REQUIREMENT: Look through the listing for the word "this". Copy each line that has it.

--- BEGIN THE INPUT ---

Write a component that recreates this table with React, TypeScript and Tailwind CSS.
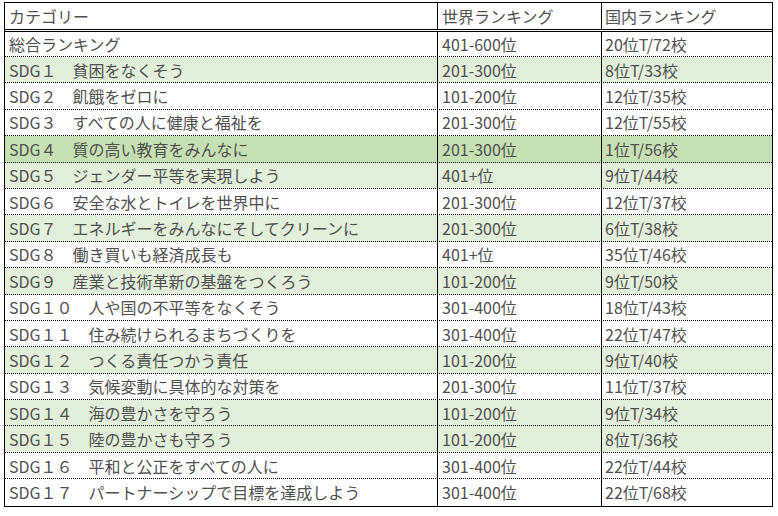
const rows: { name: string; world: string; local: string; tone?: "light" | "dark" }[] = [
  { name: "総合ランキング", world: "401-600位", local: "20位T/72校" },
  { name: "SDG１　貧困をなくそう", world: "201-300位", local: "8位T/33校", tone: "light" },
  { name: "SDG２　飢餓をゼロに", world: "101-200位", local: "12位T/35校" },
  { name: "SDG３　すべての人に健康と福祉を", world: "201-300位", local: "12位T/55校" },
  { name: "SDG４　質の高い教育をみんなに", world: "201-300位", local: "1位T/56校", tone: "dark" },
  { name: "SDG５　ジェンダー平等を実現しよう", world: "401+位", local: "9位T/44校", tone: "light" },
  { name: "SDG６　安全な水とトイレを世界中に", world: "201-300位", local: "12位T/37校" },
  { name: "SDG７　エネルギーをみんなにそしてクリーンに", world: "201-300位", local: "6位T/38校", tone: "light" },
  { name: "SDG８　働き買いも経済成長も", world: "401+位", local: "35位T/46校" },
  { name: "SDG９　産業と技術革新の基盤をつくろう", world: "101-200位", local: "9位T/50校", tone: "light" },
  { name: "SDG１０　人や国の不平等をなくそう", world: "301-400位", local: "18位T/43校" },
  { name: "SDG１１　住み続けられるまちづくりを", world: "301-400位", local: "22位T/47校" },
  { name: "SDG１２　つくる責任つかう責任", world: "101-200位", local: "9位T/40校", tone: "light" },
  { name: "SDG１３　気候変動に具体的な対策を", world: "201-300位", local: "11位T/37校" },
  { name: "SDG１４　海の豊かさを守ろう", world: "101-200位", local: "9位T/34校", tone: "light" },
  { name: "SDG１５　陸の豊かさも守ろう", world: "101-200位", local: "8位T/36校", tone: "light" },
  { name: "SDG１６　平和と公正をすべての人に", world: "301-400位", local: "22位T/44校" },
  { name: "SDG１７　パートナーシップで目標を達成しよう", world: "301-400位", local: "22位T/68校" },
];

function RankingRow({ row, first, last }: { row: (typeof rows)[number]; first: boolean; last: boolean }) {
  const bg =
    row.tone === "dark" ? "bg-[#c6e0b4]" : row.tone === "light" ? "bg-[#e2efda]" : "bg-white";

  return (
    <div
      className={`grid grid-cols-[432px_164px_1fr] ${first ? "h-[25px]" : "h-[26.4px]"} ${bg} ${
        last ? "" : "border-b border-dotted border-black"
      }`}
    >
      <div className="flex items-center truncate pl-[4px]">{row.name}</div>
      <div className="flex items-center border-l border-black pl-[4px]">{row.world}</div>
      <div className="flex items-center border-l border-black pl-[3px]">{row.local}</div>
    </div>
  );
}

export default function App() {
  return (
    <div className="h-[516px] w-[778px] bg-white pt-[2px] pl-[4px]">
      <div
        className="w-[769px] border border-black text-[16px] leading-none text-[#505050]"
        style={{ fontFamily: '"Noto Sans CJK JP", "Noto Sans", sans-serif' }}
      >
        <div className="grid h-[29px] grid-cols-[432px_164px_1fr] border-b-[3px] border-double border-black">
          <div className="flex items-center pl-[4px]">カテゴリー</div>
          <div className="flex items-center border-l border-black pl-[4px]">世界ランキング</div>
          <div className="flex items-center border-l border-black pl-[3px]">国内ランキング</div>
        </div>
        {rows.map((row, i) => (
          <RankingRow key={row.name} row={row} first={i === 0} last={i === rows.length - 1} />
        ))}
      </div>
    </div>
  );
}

--- END THE INPUT ---
--- BEGIN THE INPUT ---

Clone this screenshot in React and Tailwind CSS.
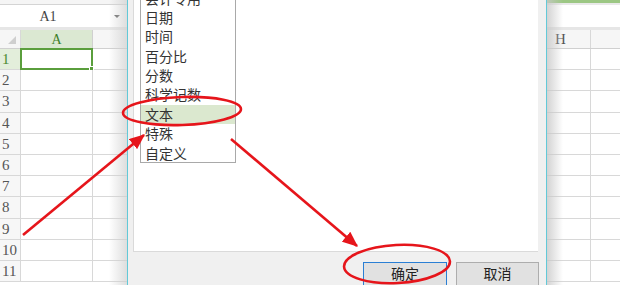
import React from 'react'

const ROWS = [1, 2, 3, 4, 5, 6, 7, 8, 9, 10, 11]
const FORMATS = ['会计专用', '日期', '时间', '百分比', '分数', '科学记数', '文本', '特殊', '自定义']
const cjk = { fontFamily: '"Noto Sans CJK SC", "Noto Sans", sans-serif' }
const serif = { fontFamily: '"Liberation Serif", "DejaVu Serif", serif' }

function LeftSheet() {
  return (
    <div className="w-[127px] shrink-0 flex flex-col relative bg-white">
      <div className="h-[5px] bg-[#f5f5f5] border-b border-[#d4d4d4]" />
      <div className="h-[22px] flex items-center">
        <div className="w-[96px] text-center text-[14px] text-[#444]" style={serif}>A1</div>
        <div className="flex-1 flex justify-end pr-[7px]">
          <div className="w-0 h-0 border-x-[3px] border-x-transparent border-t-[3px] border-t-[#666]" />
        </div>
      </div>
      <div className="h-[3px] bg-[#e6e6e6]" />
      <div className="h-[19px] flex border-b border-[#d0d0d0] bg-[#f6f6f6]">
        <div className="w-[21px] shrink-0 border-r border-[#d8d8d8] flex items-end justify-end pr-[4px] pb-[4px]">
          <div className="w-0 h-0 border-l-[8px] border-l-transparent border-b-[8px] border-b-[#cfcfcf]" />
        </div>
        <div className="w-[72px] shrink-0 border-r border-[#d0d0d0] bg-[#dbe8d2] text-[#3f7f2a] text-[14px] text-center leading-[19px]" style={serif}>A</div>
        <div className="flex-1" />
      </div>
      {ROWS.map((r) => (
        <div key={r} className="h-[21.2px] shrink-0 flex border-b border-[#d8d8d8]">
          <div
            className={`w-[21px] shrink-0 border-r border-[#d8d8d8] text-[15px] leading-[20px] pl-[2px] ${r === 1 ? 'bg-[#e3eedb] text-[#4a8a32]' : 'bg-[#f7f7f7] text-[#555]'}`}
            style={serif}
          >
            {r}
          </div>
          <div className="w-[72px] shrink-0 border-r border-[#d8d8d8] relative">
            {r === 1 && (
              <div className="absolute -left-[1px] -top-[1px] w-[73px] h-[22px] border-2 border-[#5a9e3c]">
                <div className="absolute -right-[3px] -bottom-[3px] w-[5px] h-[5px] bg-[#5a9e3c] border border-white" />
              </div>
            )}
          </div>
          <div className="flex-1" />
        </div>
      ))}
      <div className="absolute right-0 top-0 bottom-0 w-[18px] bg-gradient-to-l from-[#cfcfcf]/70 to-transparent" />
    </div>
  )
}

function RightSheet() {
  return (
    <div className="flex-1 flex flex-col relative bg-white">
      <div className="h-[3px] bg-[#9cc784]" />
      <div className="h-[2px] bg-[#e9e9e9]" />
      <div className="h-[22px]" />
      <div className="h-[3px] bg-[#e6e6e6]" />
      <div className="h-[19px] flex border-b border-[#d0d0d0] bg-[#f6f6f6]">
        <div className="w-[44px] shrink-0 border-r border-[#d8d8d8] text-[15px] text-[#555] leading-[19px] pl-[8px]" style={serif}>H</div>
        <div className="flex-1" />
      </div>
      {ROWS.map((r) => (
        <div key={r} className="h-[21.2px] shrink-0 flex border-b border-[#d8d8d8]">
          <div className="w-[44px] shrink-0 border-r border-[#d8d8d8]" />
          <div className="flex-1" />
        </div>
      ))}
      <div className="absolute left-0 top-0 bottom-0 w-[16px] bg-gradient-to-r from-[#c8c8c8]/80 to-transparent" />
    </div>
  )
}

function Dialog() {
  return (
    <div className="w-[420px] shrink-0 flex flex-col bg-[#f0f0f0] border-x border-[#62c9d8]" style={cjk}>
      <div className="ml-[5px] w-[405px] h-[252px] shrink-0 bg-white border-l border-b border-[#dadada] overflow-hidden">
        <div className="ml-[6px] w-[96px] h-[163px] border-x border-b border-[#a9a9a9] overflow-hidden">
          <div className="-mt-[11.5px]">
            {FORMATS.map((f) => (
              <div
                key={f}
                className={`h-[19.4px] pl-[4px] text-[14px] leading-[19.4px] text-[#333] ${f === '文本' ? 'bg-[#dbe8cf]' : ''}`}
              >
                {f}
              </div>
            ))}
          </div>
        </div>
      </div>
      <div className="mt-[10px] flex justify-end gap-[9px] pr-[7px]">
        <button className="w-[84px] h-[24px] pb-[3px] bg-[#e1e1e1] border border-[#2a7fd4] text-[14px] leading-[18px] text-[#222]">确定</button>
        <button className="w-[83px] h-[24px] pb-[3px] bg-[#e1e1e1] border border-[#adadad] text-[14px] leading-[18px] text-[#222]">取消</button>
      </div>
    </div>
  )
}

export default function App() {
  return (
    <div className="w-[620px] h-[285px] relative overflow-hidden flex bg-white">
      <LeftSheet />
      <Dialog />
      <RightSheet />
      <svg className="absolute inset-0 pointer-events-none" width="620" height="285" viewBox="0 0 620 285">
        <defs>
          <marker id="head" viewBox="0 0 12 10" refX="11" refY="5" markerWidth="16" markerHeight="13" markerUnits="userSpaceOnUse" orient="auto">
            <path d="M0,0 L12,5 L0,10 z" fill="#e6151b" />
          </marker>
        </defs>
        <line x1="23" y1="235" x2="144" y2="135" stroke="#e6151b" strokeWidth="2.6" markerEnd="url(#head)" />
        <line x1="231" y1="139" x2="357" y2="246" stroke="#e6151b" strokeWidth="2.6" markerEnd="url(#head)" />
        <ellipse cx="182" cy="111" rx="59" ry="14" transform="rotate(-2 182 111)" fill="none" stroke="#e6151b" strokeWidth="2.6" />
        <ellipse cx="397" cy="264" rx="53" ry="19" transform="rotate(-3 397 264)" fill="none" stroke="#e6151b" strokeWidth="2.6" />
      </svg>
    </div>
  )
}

--- END THE INPUT ---
--- BEGIN THE INPUT ---

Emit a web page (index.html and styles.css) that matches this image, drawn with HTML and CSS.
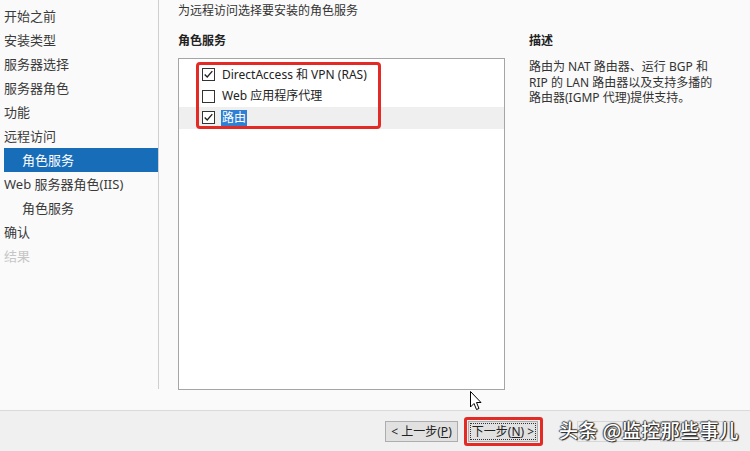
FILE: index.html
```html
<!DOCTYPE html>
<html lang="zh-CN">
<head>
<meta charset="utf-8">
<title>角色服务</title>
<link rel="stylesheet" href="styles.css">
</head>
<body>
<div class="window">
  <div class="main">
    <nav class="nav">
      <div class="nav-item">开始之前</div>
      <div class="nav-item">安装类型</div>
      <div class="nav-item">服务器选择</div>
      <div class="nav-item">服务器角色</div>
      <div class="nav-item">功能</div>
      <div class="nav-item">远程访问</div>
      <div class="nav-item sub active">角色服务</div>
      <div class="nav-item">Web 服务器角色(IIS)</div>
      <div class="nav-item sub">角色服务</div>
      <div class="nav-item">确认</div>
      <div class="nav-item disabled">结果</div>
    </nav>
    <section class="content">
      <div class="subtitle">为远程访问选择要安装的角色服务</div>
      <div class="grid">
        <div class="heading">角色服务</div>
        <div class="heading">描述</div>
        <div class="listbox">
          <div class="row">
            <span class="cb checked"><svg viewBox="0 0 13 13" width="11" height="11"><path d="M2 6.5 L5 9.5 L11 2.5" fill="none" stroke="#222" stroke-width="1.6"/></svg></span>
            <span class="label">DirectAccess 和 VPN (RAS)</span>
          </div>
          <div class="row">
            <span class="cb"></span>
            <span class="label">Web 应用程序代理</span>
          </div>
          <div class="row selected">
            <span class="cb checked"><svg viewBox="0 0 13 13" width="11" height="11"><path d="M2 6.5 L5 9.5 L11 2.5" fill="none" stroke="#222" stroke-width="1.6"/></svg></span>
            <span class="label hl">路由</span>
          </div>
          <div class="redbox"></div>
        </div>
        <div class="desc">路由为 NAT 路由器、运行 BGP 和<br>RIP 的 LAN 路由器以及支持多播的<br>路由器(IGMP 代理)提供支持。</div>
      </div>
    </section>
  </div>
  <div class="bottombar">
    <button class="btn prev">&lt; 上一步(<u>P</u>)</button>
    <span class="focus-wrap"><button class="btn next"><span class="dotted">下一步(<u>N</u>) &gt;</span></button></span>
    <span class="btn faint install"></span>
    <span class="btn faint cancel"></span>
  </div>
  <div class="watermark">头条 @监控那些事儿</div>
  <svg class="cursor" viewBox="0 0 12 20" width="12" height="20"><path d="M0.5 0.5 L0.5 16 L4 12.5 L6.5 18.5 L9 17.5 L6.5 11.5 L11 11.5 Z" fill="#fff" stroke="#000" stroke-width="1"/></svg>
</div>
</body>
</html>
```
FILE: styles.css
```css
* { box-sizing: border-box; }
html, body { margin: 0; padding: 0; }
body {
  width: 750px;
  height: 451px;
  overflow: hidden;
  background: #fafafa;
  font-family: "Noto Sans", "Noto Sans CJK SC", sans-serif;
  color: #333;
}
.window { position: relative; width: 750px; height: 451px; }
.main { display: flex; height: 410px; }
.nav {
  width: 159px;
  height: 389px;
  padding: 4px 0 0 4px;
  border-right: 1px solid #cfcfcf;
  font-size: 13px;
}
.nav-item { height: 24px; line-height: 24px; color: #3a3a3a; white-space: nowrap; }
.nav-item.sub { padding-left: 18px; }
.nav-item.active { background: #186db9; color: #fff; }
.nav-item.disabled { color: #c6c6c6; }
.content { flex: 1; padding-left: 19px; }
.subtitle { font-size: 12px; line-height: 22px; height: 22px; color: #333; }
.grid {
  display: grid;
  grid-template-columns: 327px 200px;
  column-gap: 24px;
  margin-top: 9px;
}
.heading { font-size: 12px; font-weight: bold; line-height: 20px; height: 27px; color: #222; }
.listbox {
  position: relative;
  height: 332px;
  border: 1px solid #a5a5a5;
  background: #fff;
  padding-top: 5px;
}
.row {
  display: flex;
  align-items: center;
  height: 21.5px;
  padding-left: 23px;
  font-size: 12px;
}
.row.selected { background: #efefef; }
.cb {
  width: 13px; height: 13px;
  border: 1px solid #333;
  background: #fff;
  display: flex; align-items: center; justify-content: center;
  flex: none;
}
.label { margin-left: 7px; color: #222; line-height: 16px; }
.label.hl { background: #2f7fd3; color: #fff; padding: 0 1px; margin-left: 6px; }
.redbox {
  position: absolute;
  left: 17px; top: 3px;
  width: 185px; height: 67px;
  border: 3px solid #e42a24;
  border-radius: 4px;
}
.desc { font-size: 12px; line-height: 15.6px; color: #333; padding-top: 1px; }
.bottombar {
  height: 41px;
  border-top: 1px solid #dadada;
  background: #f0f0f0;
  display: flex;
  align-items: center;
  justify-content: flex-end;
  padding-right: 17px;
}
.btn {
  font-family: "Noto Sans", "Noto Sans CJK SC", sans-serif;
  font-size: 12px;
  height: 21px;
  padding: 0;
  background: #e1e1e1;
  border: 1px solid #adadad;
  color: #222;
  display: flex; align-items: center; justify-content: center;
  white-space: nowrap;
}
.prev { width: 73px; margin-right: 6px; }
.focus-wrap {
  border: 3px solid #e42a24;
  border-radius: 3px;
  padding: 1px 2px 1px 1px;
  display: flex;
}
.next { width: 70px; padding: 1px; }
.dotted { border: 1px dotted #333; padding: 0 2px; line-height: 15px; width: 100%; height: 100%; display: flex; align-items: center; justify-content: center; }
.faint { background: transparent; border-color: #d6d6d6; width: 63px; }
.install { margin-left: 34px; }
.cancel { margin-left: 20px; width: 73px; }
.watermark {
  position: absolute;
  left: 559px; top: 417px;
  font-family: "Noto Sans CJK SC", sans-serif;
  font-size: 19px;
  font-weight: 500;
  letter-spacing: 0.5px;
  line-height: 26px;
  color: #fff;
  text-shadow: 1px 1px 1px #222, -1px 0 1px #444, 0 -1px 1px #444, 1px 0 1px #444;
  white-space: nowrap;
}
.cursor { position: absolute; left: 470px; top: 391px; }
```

--- END THE INPUT ---

REPLY:
Write a component that recreates this table with React, TypeScript and Tailwind CSS.
Clone this screenshot in React and Tailwind CSS.
Emit a web page (index.html and styles.css) that matches this image, drawn with HTML and CSS.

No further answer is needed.